Leper Colony

4 Mar

I am sick.  Not the oh, my nose is running and I feel blah sick, but the evil, ever-changing flu turned into bronchitis sick.  I sound like a frog going through adolescence, (which is considerably better than when I could hardly be heard), I feel like my throat has holes in it from coughing so much, I’ve had a ‘spit’ bottle as my best friend, and I feel like I haven’t slept in weeks. None of this is ideal (not that I ever enjoy sickness) timing considering I started a new job last week as a nanny and I have a huge amount of reading and assignments this semester.  The flu hit me late Thursday in full force and I thought, due to stubborness and bad insurance, that I could adminster OTC medicine and manage.  I was wrong.

Not only was I out of commission all weekend, but I was actually getting worse.  Follow the advice of your elders and wiser people, go to the doctor at the first signs of flu symptoms, don’t be stubborn!  I made an appointment, but couldn’t get in until this morning (Tuesday); must be flu season or something.  So I manage to drag myself out of bed after a night of cough-interrupted sleep and get to the doctor only two minutes late.  I check in and am  handed a mask (like the ones on ER), and told to sit in the sick section.  Yes, not only had I been given a visual sign of my sickness, but I was quarantined as well. 
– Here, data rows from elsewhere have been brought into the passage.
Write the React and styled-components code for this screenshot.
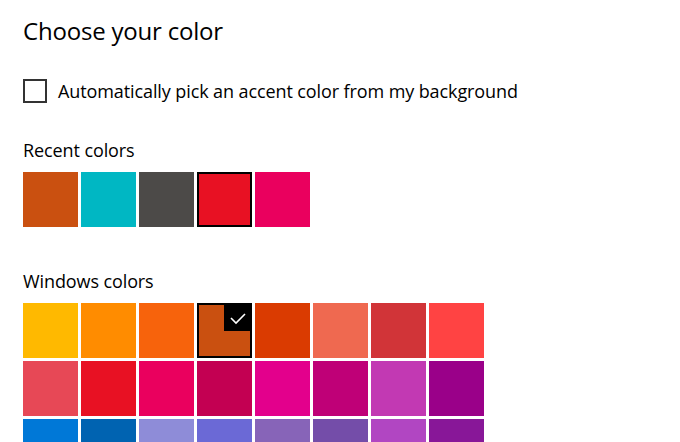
import React, {useState} from 'react';
import styled, {createGlobalStyle} from 'styled-components';

const GlobalStyle = createGlobalStyle`
html, body {
    margin: 0;
    padding: 0;
    background: #ffffff;
    overflow: hidden;
}
body {
    font-family: "Open Sans", "Noto Sans", sans-serif;
    color: #000000;
}
`;

const recentColors = ['#CA5010', '#00B7C3', '#4C4A48', '#E81123', '#EA005E'];

const windowsColors = [
    '#FFB900', '#FF8C00', '#F7630C', '#CA5010', '#DA3B01', '#EF6950', '#D13438', '#FF4343',
    '#E74856', '#E81123', '#EA005E', '#C30052', '#E3008C', '#BF0077', '#C239B3', '#9A0089',
    '#0078D7', '#0063B1', '#8E8CD8', '#6B69D6', '#8764B8', '#744DA9', '#B146C2', '#881798',
];

const Page = styled.div`
padding: 14px 23px 0 23px;
`;
const Title = styled.h1`
margin: 0;
font-size: 24px;
font-weight: 400;
line-height: 34px;
letter-spacing: -0.2px;
`;
const CheckRow = styled.label`
display: flex;
align-items: center;
gap: 11px;
margin-top: 31px;
cursor: pointer;
`;
const Box = styled.span`
width: 20px;
height: 20px;
border: 2px solid #333333;
flex-shrink: 0;
`;
const CheckText = styled.span`
font-size: 18px;
line-height: 24px;
letter-spacing: -0.1px;
`;
const SectionLabel = styled.h2`
margin: ${props => props.top}px 0 10px 0;
font-size: 18px;
font-weight: 400;
line-height: 24px;
letter-spacing: -0.1px;
`;
const SwatchRow = styled.div`
display: flex;
gap: 3px;
`;
const SwatchGrid = styled.div`
display: grid;
grid-template-columns: repeat(8, 55px);
grid-auto-rows: 55px;
gap: 3px;
`;
const Swatch = styled.button`
position: relative;
width: 55px;
height: 55px;
padding: 0;
border: ${props => props.selected ? '2px solid #000000' : 'none'};
background: ${props => props.color};
box-sizing: border-box;
cursor: pointer;
`;
const CheckBadge = styled.span`
position: absolute;
top: -1px;
right: -1px;
width: 27px;
height: 27px;
background: #000000;
display: flex;
align-items: center;
justify-content: center;
`;

const CheckMark = () => (
    <svg width="18" height="14" viewBox="0 0 18 14">
        <polyline points="2,7 7,12 16,3" fill="none" stroke="#ffffff" strokeWidth="1.6" />
    </svg>
);

const App = () => {
    const [accent, setAccent] = useState('#CA5010');

    return (
        <Page>
            <GlobalStyle />
            <Title>Choose your color</Title>
            <CheckRow>
                <Box />
                <CheckText>Automatically pick an accent color from my background</CheckText>
            </CheckRow>
            <SectionLabel top={35}>Recent colors</SectionLabel>
            <SwatchRow>
                {recentColors.map((c, i) => (
                    <Swatch key={c} color={c} selected={i === 3} onClick={() => setAccent(c)} />
                ))}
            </SwatchRow>
            <SectionLabel top={42}>Windows colors</SectionLabel>
            <SwatchGrid>
                {windowsColors.map((c, i) => (
                    <Swatch key={c + i} color={c} selected={accent === c && i === 3} onClick={() => setAccent(c)}>
                        {accent === c && i === 3 && <CheckBadge><CheckMark /></CheckBadge>}
                    </Swatch>
                ))}
            </SwatchGrid>
        </Page>
    );
};

export default App;
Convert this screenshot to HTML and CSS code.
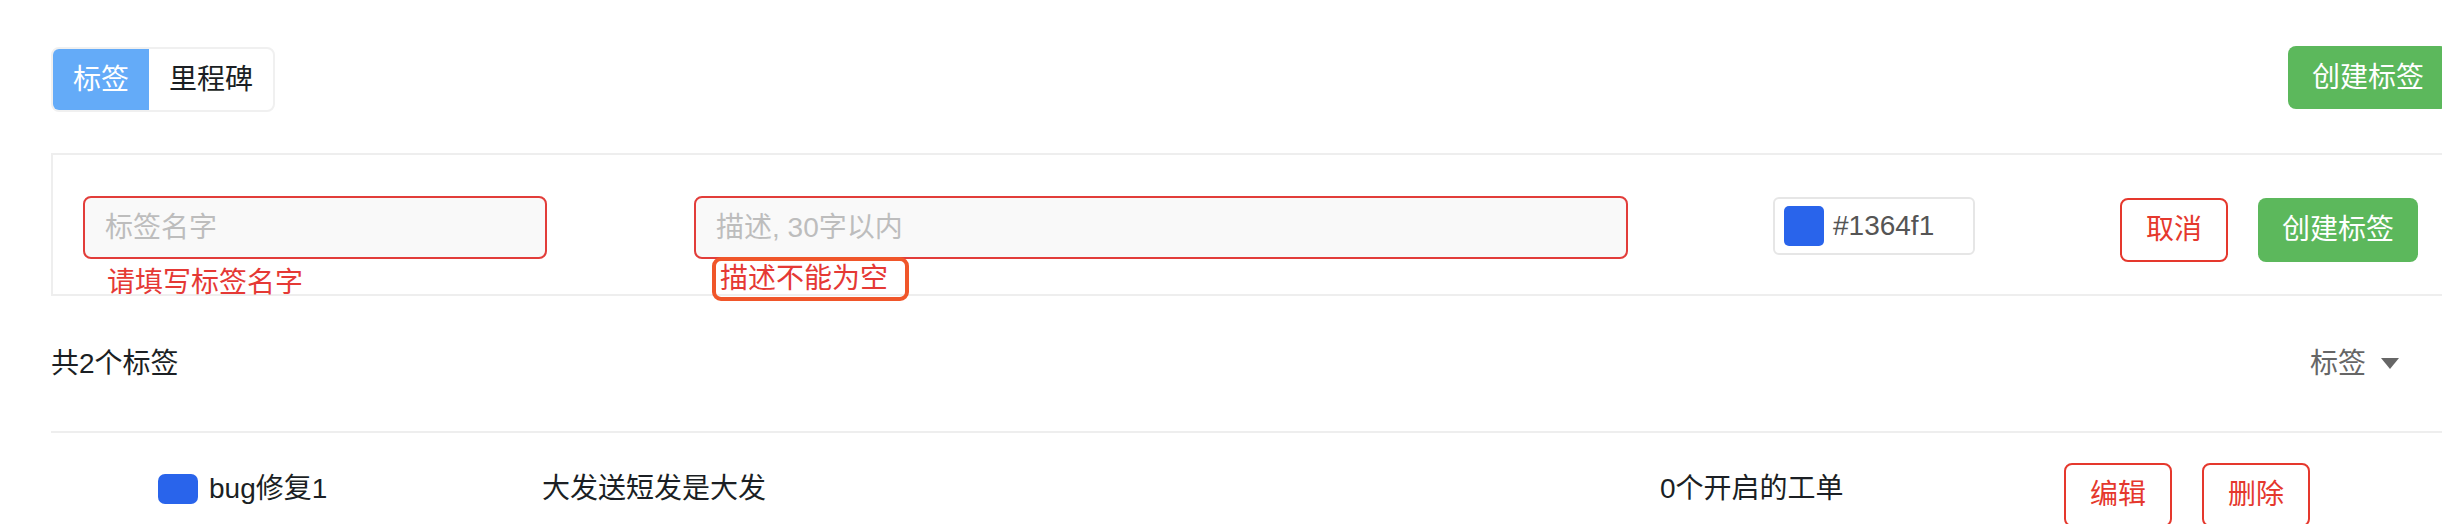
FILE: index.html
```html
<!DOCTYPE html>
<html lang="zh-CN">
<head>
  <meta charset="UTF-8" />
  <meta name="viewport" content="width=device-width, initial-scale=1.0"/>
  <title>标签管理</title>
  <link rel="stylesheet" href="styles.css">
</head>
<body>
  <div class="page">
    <div class="top-bar">
      <div class="tabs">
        <span class="tab active">标签</span>
        <span class="tab">里程碑</span>
      </div>
      <button class="btn btn-green">创建标签</button>
    </div>

    <form class="label-form" autocomplete="off">
      <div class="field field-name">
        <input type="text" class="text-input" placeholder="标签名字">
        <div class="error-msg">请填写标签名字</div>
      </div>
      <div class="field field-desc">
        <input type="text" class="text-input" placeholder="描述, 30字以内">
        <div class="error-msg boxed">描述不能为空</div>
      </div>
      <div class="color-pick">
        <span class="swatch"></span>
        <span class="color-code">#1364f1</span>
      </div>
      <div class="form-actions">
        <button type="button" class="btn btn-outline">取消</button>
        <button type="submit" class="btn btn-green">创建标签</button>
      </div>
    </form>

    <div class="summary">
      <span class="count">共2个标签</span>
      <span class="sort">标签 <i class="caret"></i></span>
    </div>

    <div class="label-row">
      <div class="label-name"><span class="swatch small"></span>bug修复1</div>
      <div class="label-desc">大发送短发是大发</div>
      <div class="label-issues">0个开启的工单</div>
      <div class="row-actions">
        <button class="btn btn-outline">编辑</button>
        <button class="btn btn-outline">删除</button>
      </div>
    </div>
  </div>
</body>
</html>
```

FILE: styles.css
```css
/* Base reset */
* { box-sizing: border-box; margin: 0; padding: 0; }
body {
  font-family: "Liberation Sans", "Noto Sans CJK SC", sans-serif;
  font-size: 28px;
  line-height: 36px;
  color: #1b1f24;
  background: #fff;
  overflow: hidden;
}
.page { width: 2397px; margin-left: 51px; }

/* Top bar */
.top-bar {
  display: flex;
  justify-content: space-between;
  align-items: flex-start;
  padding-top: 46px;
}
.tabs {
  display: flex;
  margin-top: 1px;
  border: 2px solid #f0f0f0;
  border-radius: 8px;
  overflow: hidden;
}
.tab { padding: 13px 20px 12px; }
.tab.active { background: #64abf8; color: #fff; }

/* Buttons */
.btn {
  font: inherit;
  height: 64px;
  padding: 0 24px;
  border-radius: 8px;
  border: none;
  cursor: pointer;
}
.btn-green { background: #5cb85c; color: #fff; }
.top-bar .btn-green { height: 63px; }
.btn-outline { background: #fff; color: #e5382d; border: 2px solid #e5382d; }

/* Create form */
.label-form {
  display: flex;
  align-items: flex-start;
  margin-top: 41px;
  padding: 41px 30px 32px;
  border: 2px solid #eee;
  border-right: none;
}
.field { display: flex; flex-direction: column; height: 63px; }
.field > * { flex-shrink: 0; }
.field-name { width: 464px; }
.field-desc { width: 934px; margin-left: 147px; }
.text-input {
  font: inherit;
  height: 63px;
  padding: 0 20px;
  background: #f9f9f9;
  border: 2px solid #e23d3a;
  border-radius: 8px;
  color: #333;
  outline: none;
}
.text-input::placeholder { color: #bdbdbd; }
.error-msg { color: #e53935; margin-top: 6px; padding-left: 24px; }
.error-msg.boxed {
  align-self: flex-start;
  margin: -2px 0 0 18px;
  padding: 0 17px 0 4px;
  border: 4px solid #f0562a;
  border-radius: 9px;
}
.color-pick {
  display: flex;
  align-items: center;
  gap: 9px;
  width: 202px;
  height: 58px;
  margin: 1px 0 0 145px;
  padding: 0 9px;
  border: 2px solid #e6e6e6;
  border-radius: 6px;
}
.swatch {
  width: 40px; height: 40px;
  border-radius: 5px;
  background: #2964eb;
}
.color-code { color: #555; }
.form-actions { display: flex; gap: 30px; margin: 2px 0 0 auto; }

/* List */
.summary {
  display: flex;
  justify-content: space-between;
  align-items: center;
  height: 137px;
  padding-right: 49px;
  border-bottom: 2px solid #eee;
}
.sort { display: flex; align-items: center; color: #666; }
.caret {
  margin-left: 15px;
  border-left: 9px solid transparent;
  border-right: 9px solid transparent;
  border-top: 11px solid #666;
}
.label-row {
  display: flex;
  align-items: flex-start;
  padding: 24px 0 0 107px;
}
.label-name, .label-desc, .label-issues { margin-top: 14px; }
.label-name { display: flex; align-items: center; gap: 11px; width: 384px; }
.swatch.small { width: 40px; height: 30px; border-radius: 7px; }
.label-desc { width: 1118px; }
.label-issues { width: 404px; }
.row-actions { display: flex; gap: 30px; margin-top: 6px; }
```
Now, while I completely understand their precautions and the wiseness in this, I have to admit that I was slightly mortified.  I think I briefly checked my skin to see if I had indeed turned into a leper as images of outcasts flew through my head.  Okay, dramatic, yes, but I am sick.  So I put on my mask so I don’t infect the empty waiting room (It is 8:15 in the morning), and take my seat in the “I’m sick and I have cooties section.”  Maybe I would have felt better if I wasn’t the only leper; then again, maybe not. 

So after my exile and Michael Jackson face adornment, I was ushered back to my room to again wait.  The nurse tech then proceeds to ask, I mean interrogate me about my reason for visiting.  As I wasn’t feeling quite myself and not appreciating further being treated as a second-class citizen, I considered responding by saying, “I just came in for the nifty fashion accessory and do research on the effects of bias against sick persons.”  However, I know better and I calmly and sweetly croaked my symptoms as quickly as I could, grinned as she roughly took my blood pressure, and nodded when she left the room, apparently as eager to leave the room as I was to see her go.

Now, she could have been having a bad day or some other personal problem that was weighing on her.  We all have those days.  But this was how she acted the last time I was there.  My thoughts are that I have the incredible luck to see her on those bad days, she has those bad days often, she dislikes her job and sick people, or she is their secret weapon at keeping patients healthy because they don’t want to have such a sour reception and treatment when already feeling yucky.  Then again, maybe God is teaching me a lesson or using me to teach her a lesson or share His love.  My vote is the secret weapon theory, though God probably has some hand in it.

So I have now experienced what it feels like to be singled out because of something that is wrong with me, and that doesn’t feel so great.  Makes me appreciate my health and blessings all the more.